Working on Open Source Community Software Is My Job

And How to Hopefully Create Win/Win/Win Scenarios

I am fortunate to have an opportunity to work on DEV’s software. My work is in the open, contributes to the open source Forem code base, and further supports a gathering place for communities.

I’m interested in trying something; but first some background.

A few weeks ago an early career developer reached out to me with some questions. I hopped on a video chat with them. And we kept chatting.

Some time passed, and they asked me about working on a particular GitHub issue on Forem.

Sounded great; it is an issue that is not in the critical path of work. Instead it’s an important code path that could benefit from some attention.

Our plan is to spend some time pairing on the project.
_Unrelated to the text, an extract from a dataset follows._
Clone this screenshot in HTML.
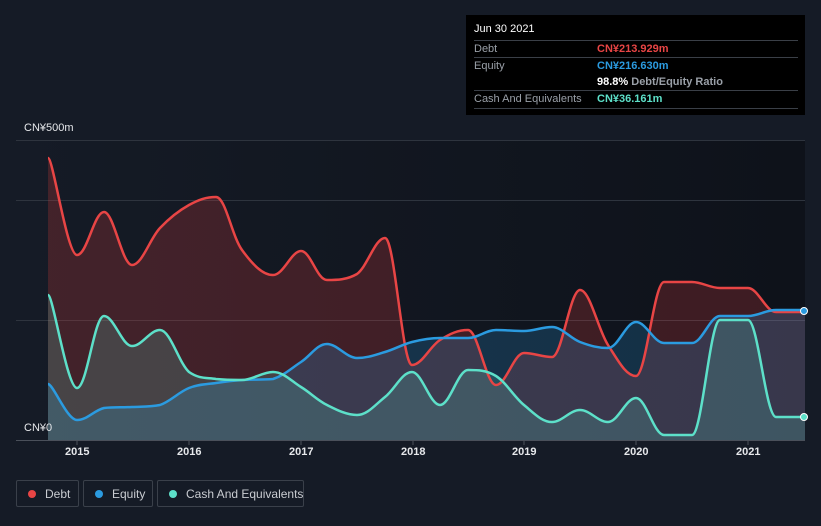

And it hit me…might there be something more for community contributions?

Let’s zip back to the critical path; the sequence of tasks that define the fastest possible path to get from the beginning and end of a project. Any delay of those tasks will delay the project delivery.

As part of stewarding DEV, Forem’s product team looks at how we can add, sustain, and even remove features to best support the user experience. They set the priority.

As an engineer, I work from that priority list. And because I’m an employee it makes sense to assign me (or other Forem employees) to the critical path. After all, we can bring our full work week to resolve tasks on that path.

My hope is that community contributions do not fall onto the critical path for a project. Community contributions are volunteer efforts, so I want to honor that gift. I also want to avoid moments of “Umm, checking in on this, it’s blocking a next step…”

So I’d rather that the community contributions nurture and sustain what we have and/or add features that are outside of the current critical path. And I want to see how, as a Forem employee, I can help the community help me help the community.

The Experiment

Next week, I’m going to pair with a community member. My goal is multi-fold:

  1. Extend my time to provide mentoring and skill development.
  2. Learn new things from a “newer to coding than me” person.
  3. Review and further breakdown the task they selected.
  4. Delegate a problem resolution.

I haven’t looked nor estimated the effort of this work.

I will consider the experiment a success relative to me if I can hand-off this work and help the developer resolve the issue without me being present at each coding moment.

Thinking of what success might look like relative to the other person, my hope is that the learning, mentoring, pairing, acknowledgment of contribution will be of at least equal or greater value than the time they spend on resolving the task.

Further, I need to begin to consider how I and others might build from this experiment. What might office hours look like? What would be my weekly “community pairing budget?” I am unclear at this point, except to say, I’m looking through an optimistic lens.


As I reflect on this experiment, I see so many potential wins.

I know that whenever I’ve mentored folks, I’ve improved my personal skills.

I also know that being mentored or coached is a chance to up my skills; so I’m hoping that is the situation for the community member.

These mentoring moments help grow and enrich our personal networks. I landed my job at Forem because a former mentee of mine encouraged me to apply.

Also refactoring improvements ease the burden of orienting to the code; they also provide an opportunity to develop and understanding of the code-base.

All of this aligns with the value proposition of a company stewarding an open source project. Namely to help facilitate contributions from community members that align with the vision of the project.

All of this is forem-powering community.